On Sun, Feb 23, 2003 at 08:31:00PM -0800, Dan Kohn wrote:
Of course, this should be defined as a C-T-E.  Since Section 5.2.2 of
RFC 2046 restricts message/partial to be 7bit only, it would also seem
worthwhile to specify an application/news-partial with nearly identical
semantics, except for allowing use of 8bit content.  You would need to
specify whether non-8BitMIME gateways were allowed to re-encode the

As I have indicated before, there is no purpose for message/partial
in USENET news, and thus no reason to do a news/partial form.

There are two reasons you might want to break a large file up into
components:
    a) You are going to transmit the file over a link that has
    technical problems carrying a large file, and so must
    disassemble and reassemble it to fit within the technical limits.

    b) You wish to bypass a policy restriction on the size of files.


Well, we're hardly here to encourage reason (b).  In general, people
setting policy restrictions on file sizes want to know the full size
of any article, and want to decide to accept or reject it for policy
reasons based on that.  They don't want to be deliberately mislead
about the size -- or have the size be available but hard to figure
out, because one must process all the parts to get it, usually defeating
the resource-saving purpose of the policy.


So that leaves (a).  This is a link issue.    When it comes to regular
USENET, there are few if any technical reasons for a limit below
a gigabyte with today's equipment.  Every protocol, ever tool,
we have has no reason to be unable to handle an article of any size
up to the file size limit of the host operating system.  Older tools
may have had limits, of course, but there is no reason for new ones
to.   Of course some OSs limit files to 2GB.

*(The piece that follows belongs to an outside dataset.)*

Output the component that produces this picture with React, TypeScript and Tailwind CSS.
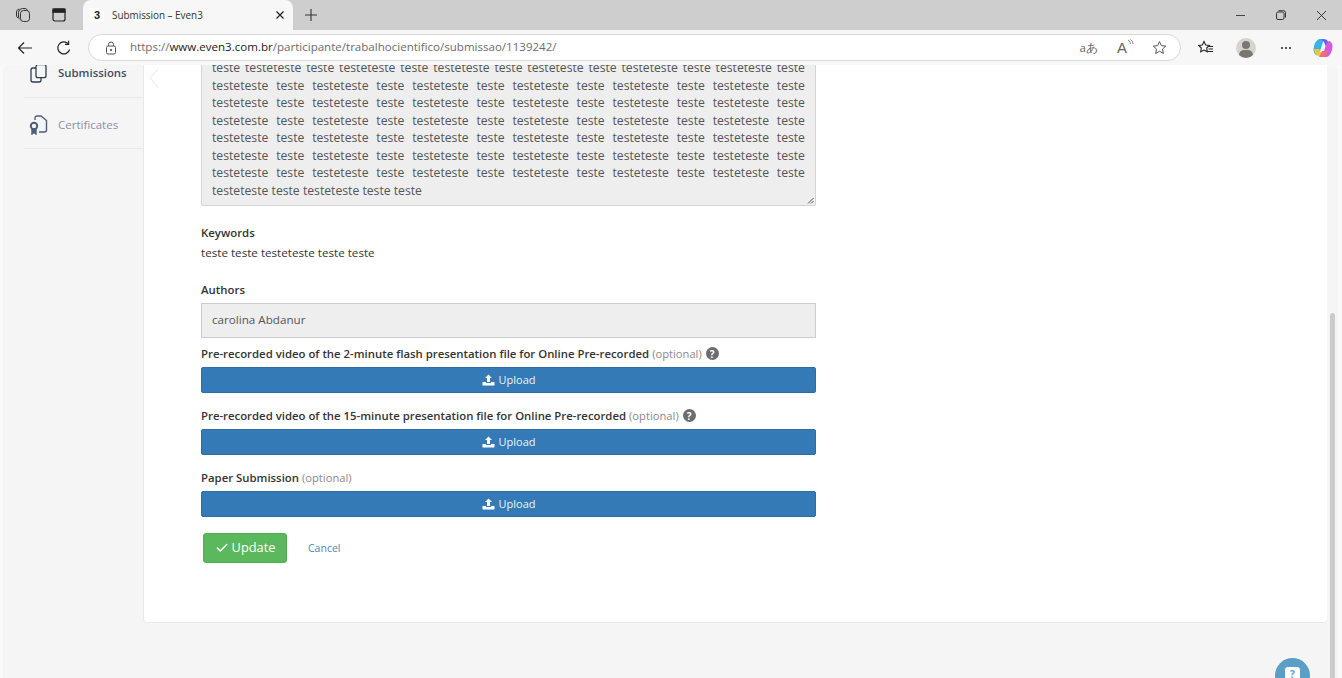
import React from "react";
import { Check } from "lucide-react";

const font = { fontFamily: '"Open Sans", sans-serif' };

function Justified({ words }: { words: string[] }) {
  return (
    <div className="flex justify-between h-[17.5px] leading-[17.5px] whitespace-nowrap">
      {words.map((w, i) => (
        <span key={i}>{w}</span>
      ))}
    </div>
  );
}

const rowA = ["teste", "testeteste", "teste", "testeteste", "teste", "testeteste", "teste", "testeteste", "teste", "testeteste", "teste", "testeteste", "teste"];
const rowB = ["testeteste", "teste", "testeteste", "teste", "testeteste", "teste", "testeteste", "teste", "testeteste", "teste", "testeteste", "teste"];

function UploadBtn() {
  return (
    <div className="h-[26px] bg-[#337ab7] border border-[#2e6da4] rounded-[2px] flex items-center justify-center text-[#eef4fa] text-[11px] gap-[4px]">
      <svg width="13" height="12" viewBox="0 0 13 12" fill="white">
        <path d="M6.5 0.5 L10 4 H8 V8 H5 V4 H3 Z" />
        <path d="M0.5 8 H4 V9 H9 V8 H12.5 V11 Q12.5 11.5 12 11.5 H1 Q0.5 11.5 0.5 11 Z" />
      </svg>
      <span>Upload</span>
    </div>
  );
}

function Help() {
  return (
    <span className="inline-flex items-center justify-center w-[13px] h-[13px] rounded-full bg-[#6b6b70] text-white text-[10px] font-bold ml-[4px] leading-none">?</span>
  );
}

export default function App() {
  return (
    <div className="w-[1342px] h-[678px] overflow-hidden flex flex-col bg-[#f9f9f9] text-[#333]" style={font}>
      {/* tab strip */}
      <div className="h-[30px] bg-[#cecece] flex items-end shrink-0 relative">
        <div className="w-[83px] h-[30px] flex items-center pl-[15px] gap-[21px] shrink-0">
          <svg width="16" height="16" viewBox="0 0 16 16" fill="none" stroke="#333" strokeWidth="1">
            <rect x="5.5" y="3.5" width="9" height="11" rx="3" />
            <path d="M5 12.5 A4 4 0 0 1 3.5 10 V5.5 A4 4 0 0 1 7.5 1.5 H10 A3 3 0 0 1 12.5 3.5" />
            <path d="M3 11 A3.5 3.5 0 0 1 1.5 8 V5 A3.5 3.5 0 0 1 4 2" />
          </svg>
          <svg width="14" height="14" viewBox="0 0 14 14" fill="none" stroke="#222" strokeWidth="1.2">
            <rect x="1" y="1" width="12" height="12" rx="2" />
            <rect x="1" y="1" width="12" height="3.2" fill="#222" />
          </svg>
        </div>
        <div className="w-[210px] h-[30px] bg-[#f7f7f7] rounded-t-[8px] flex items-center pl-[7px] pr-[8px] shrink-0">
          <div className="w-[14px] h-[14px] bg-white text-[11px] font-bold text-[#222] flex items-center justify-center" style={{ fontFamily: '"Liberation Sans", sans-serif' }}>3</div>
          <span className="ml-[8px] text-[9.9px] text-[#333] whitespace-nowrap flex-1">Submission – Even3</span>
          <svg width="10" height="10" viewBox="0 0 10 10" stroke="#222" strokeWidth="1.2">
            <path d="M1.5 1.5 L8.5 8.5 M8.5 1.5 L1.5 8.5" />
          </svg>
        </div>
        <div className="h-[30px] flex items-center ml-[11px]">
          <svg width="14" height="14" viewBox="0 0 14 14" stroke="#333" strokeWidth="1.1">
            <path d="M7 1 V13 M1 7 H13" />
          </svg>
        </div>
        <div className="flex-1" />
        <div className="h-[30px] flex items-center gap-[30px] pr-[15px]">
          <svg width="11" height="11" viewBox="0 0 11 11" stroke="#444" strokeWidth="1"><path d="M1 5.5 H10" /></svg>
          <svg width="10" height="10" viewBox="0 0 10 10" fill="none" stroke="#333" strokeWidth="1"><rect x="0.5" y="2" width="7.5" height="7.5" rx="1.5" /><path d="M2.5 0.7 H7.5 A2 2 0 0 1 9.5 2.7 V7.5" /></svg>
          <svg width="11" height="11" viewBox="0 0 11 11" stroke="#333" strokeWidth="1"><path d="M1 1 L10 10 M10 1 L1 10" /></svg>
        </div>
      </div>

      {/* toolbar */}
      <div className="h-[35px] bg-[#f7f7f7] flex items-center shrink-0 relative">
        <div className="w-[88px] flex items-center pl-[17px] gap-[23px] shrink-0">
          <svg width="16" height="14" viewBox="0 0 16 14" fill="none" stroke="#222" strokeWidth="1.2"><path d="M15 7 H1.5 M7 1.5 L1.5 7 L7 12.5" /></svg>
          <svg width="16" height="16" viewBox="0 0 16 16" fill="none" stroke="#222" strokeWidth="1.2"><path d="M13.6 9.5 A6 6 0 1 1 12 3.6" /><path d="M12.6 0.8 V4.4 H9" /></svg>
        </div>
        <div className="w-[1093px] h-[27px] bg-white border border-[#d8d8d8] rounded-full flex items-center pl-[16px] pr-[13px] shrink-0">
          <svg width="12" height="14" viewBox="0 0 12 14" fill="none" stroke="#555" strokeWidth="1"><rect x="1.5" y="5" width="9" height="8" rx="1.5" /><path d="M3.5 5 V3.5 A2.5 2.5 0 0 1 8.5 3.5 V5" /><circle cx="6" cy="9" r="0.7" fill="#555" /></svg>
          <span className="ml-[13px] pb-[1px] text-[11.55px] text-[#6b6b6b] whitespace-nowrap flex-1">https://<span className="text-[#1a1a1a]">www.even3.com.br</span>/participante/trabalhocientifico/submissao/1139242/</span>
          <span className="text-[11.5px] text-[#666] mr-[19px]">aあ</span>
          <span className="relative w-[16px] h-[16px] mr-[19px] block text-[15px] leading-[16px] text-[#666]" style={{ fontFamily: '"Liberation Sans", sans-serif' }}>
            A
            <svg width="7" height="7" viewBox="0 0 7 7" fill="none" stroke="#666" strokeWidth="0.8" className="absolute right-[-1px] top-[-1px]">
              <path d="M1 1 Q3.5 2 3.5 5 M3.5 0.5 Q6 2 6 5" />
            </svg>
          </span>
          <svg width="15" height="15" viewBox="0 0 24 24" fill="none" stroke="#555" strokeWidth="1.6"><path d="M12 2.5 L15 9 L22 9.8 L16.8 14.5 L18.2 21.5 L12 18 L5.8 21.5 L7.2 14.5 L2 9.8 L9 9 Z" /></svg>
        </div>
        <div className="flex items-center ml-[17px]">
          <svg width="16" height="15" viewBox="0 0 16 15" fill="none" stroke="#222" strokeWidth="1.1"><path d="M6 1.5 L7.7 5 L11.3 5.5 L8.7 8 L9.3 11.7 L6 10 L2.7 11.7 L3.3 8 L0.7 5.5 L4.3 5 Z" /><path d="M11 6.5 H15 M10.5 9 H15 M9.5 11.5 H15" /></svg>
          <div className="ml-[22px] w-[20px] h-[20px] rounded-full bg-[#d6d4d0] relative overflow-hidden">
            <div className="absolute left-[6px] top-[3px] w-[8px] h-[8px] rounded-full bg-[#7a7772]" />
            <div className="absolute left-[3px] top-[12px] w-[14px] h-[10px] rounded-full bg-[#7a7772]" />
          </div>
          <div className="flex gap-[2px] ml-[25px]">
            <i className="w-[2px] h-[2px] rounded-full bg-[#222]" />
            <i className="w-[2px] h-[2px] rounded-full bg-[#222]" />
            <i className="w-[2px] h-[2px] rounded-full bg-[#222]" />
          </div>
          <svg width="20" height="20" viewBox="0 0 20 20" className="ml-[22px]">
            <path d="M6 1 H11 L7 13 Q6 18 3 17 Q0.5 15.5 0.5 11 Q1.5 3 6 1 Z" fill="#35b6e6" />
            <path d="M8 1 Q12 0.5 14 2 L18 9 L13 9 L11 4 Z" fill="#6a5df0" />
            <path d="M14 19 H9 L13 7 Q14 3 17 3 Q19.5 5 19.5 9 Q18.5 17 14 19 Z" fill="#d35be0" />
            <path d="M1 11 L6 11 L8 15 Q8 18 6 18 Q2 18 1 11 Z" fill="#f5c23c" />
            <path d="M6 19 L13 19 L15 13 L9 13 Z" fill="#f26d7a" />
          </svg>
        </div>
      </div>

      {/* page */}
      <div className="flex-1 ml-[3px] w-[1335px] rounded-t-[6px] bg-[#f5f5f5] flex relative overflow-hidden min-h-0">
        {/* sidebar */}
        <div className="w-[140px] h-[84px] pl-[21px] shrink-0">
          <div className="h-[33px] border-b border-[#e7e9ea] flex items-start">
            <svg width="17" height="19" viewBox="0 0 17 19" fill="none" stroke="#2c3e50" strokeWidth="1.3" className="ml-[6px] mt-[-1px]">
              <rect x="6" y="0.7" width="10" height="13" rx="2" />
              <path d="M6 4 H3 A2 2 0 0 0 1 6 V16 A2 2 0 0 0 3 18 H9 A2 2 0 0 0 11 16 V14" />
            </svg>
            <span className="ml-[11px] mt-[-1px] text-[11.4px] leading-[17px] font-semibold text-[#3f4e60]">Submissions</span>
          </div>
          <div className="h-[51px] border-b border-[#e7e9ea] flex items-center pt-[3px]">
            <svg width="19" height="20" viewBox="0 0 19 20" fill="none" stroke="#4a5f7a" strokeWidth="1.4" className="ml-[5px]">
              <path d="M6 5 V3 A2 2 0 0 1 8 1 H12 L17.5 5.5 V15 A2 2 0 0 1 15.5 17 H10" />
              <circle cx="5" cy="11" r="3.2" strokeWidth="2" />
              <path d="M3 14 V19 L5 17.5 L7 19 V14 Z" fill="#4a5f7a" />
            </svg>
            <span className="ml-[10px] text-[11.5px] text-[#8793a5]">Certificates</span>
          </div>
        </div>

        {/* main card */}
        <div className="w-[1184px] h-[558px] bg-white border-b border-l border-[#e6e8ea] rounded-b-[4px] shrink-0 relative flex">
          <svg width="10" height="22" viewBox="0 0 10 22" fill="none" stroke="#e4e7ea" strokeWidth="1" className="absolute left-[5px] top-[2px]">
            <path d="M9 2 L1 11 L9 20" />
          </svg>
          <div className="ml-[57px] w-[615px] text-[11.65px] text-[#333]">
            {/* textarea */}
            <div className="h-[141px] bg-[#eeeeee] border border-[#d4d4d4] border-t-0 rounded-b-[2px] pl-[10px] pr-[10px] text-[12.2px] text-[#555] relative overflow-hidden">
              <div className="mt-[-6px]">
                <Justified words={rowA} />
                {Array.from({ length: 6 }).map((_, i) => (
                  <Justified key={i} words={rowB} />
                ))}
                <div className="leading-[17.5px] whitespace-nowrap">testeteste teste testeteste teste teste</div>
              </div>
              <svg width="7" height="7" viewBox="0 0 7 7" stroke="#555" strokeWidth="1" className="absolute right-[1px] bottom-[1px]">
                <path d="M1 6.5 L6.5 1 M4 6.5 L6.5 4" />
              </svg>
            </div>

            <div className="mt-[19px] h-[17px] leading-[15px] font-semibold text-[11.4px]">Keywords</div>
            <div className="mt-[3px] h-[17px] leading-[15px]">teste teste testeteste teste teste</div>

            <div className="mt-[19px] leading-[17px] font-semibold text-[11.4px]">Authors</div>
            <div className="mt-[5px] h-[35px] pb-[1px] bg-[#eeeeee] border border-[#cccccc] flex items-center pl-[10px] text-[#555]">carolina Abdanur</div>

            <div className="mt-[8px] h-[17px] pb-[2px] leading-[15px] whitespace-nowrap flex items-center">
              <span className="font-semibold text-[11.37px]">Pre-recorded video of the 2-minute flash presentation file for Online Pre-recorded</span>
              <span className="text-[#8a8a8a] ml-[3px] text-[11.2px]">(optional)</span>
              <Help />
            </div>
            <div className="mt-[4px]"><UploadBtn /></div>

            <div className="mt-[15px] h-[17px] pb-[2px] leading-[15px] whitespace-nowrap flex items-center">
              <span className="font-semibold text-[11.37px]">Pre-recorded video of the 15-minute presentation file for Online Pre-recorded</span>
              <span className="text-[#8a8a8a] ml-[3px] text-[11.2px]">(optional)</span>
              <Help />
            </div>
            <div className="mt-[4px]"><UploadBtn /></div>

            <div className="mt-[15px] h-[17px] pb-[2px] leading-[15px] whitespace-nowrap flex items-center">
              <span className="font-semibold text-[11.37px]">Paper Submission</span>
              <span className="text-[#8a8a8a] ml-[3px] text-[11.2px]">(optional)</span>
            </div>
            <div className="mt-[4px]"><UploadBtn /></div>

            <div className="mt-[16px] ml-[2px] flex items-center">
              <div className="w-[84px] h-[30px] bg-[#5cb85c] border border-[#4cae4c] rounded-[3px] flex items-center justify-center gap-[3px] text-white text-[12.8px]">
                <Check size={14} strokeWidth={2.5} />
                <span>Update</span>
              </div>
              <span className="ml-[21px] pt-[1px] text-[#4a86bd] text-[10.5px]">Cancel</span>
            </div>
          </div>
        </div>

        {/* scrollbar */}
        <div className="absolute left-[1327px] top-[248px] bottom-0 w-[5px] bg-[#cbcbcb] rounded-t-full" />
        <div className="absolute left-[1272px] top-[593px] w-[35px] h-[35px] rounded-full bg-[#5b9fc4] flex justify-center pt-[9px]">
          <div className="w-[15px] h-[15px] bg-white rounded-[3px] text-[#5b9fc4] text-[10px] font-bold leading-[15px] text-center">?</div>
        </div>
      </div>
    </div>
  );
}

However, individual links may have problems.  It is the wrong design
to expect the poster and the newsreader to know and solve the problems
of the large number of intervening links.  Packet disassembly and
reassembly is the job of the router even in IP, the most end to end
of protocols.  Wisely so, as the sender doesn't know the vagaries of
the right chunk size for any given link.

So it's time to start telling the protocols that carry USENET to
do any disassembly and reassembly needed if they can't handle large
files, and to make that invisible to the format and the higher level
protocols.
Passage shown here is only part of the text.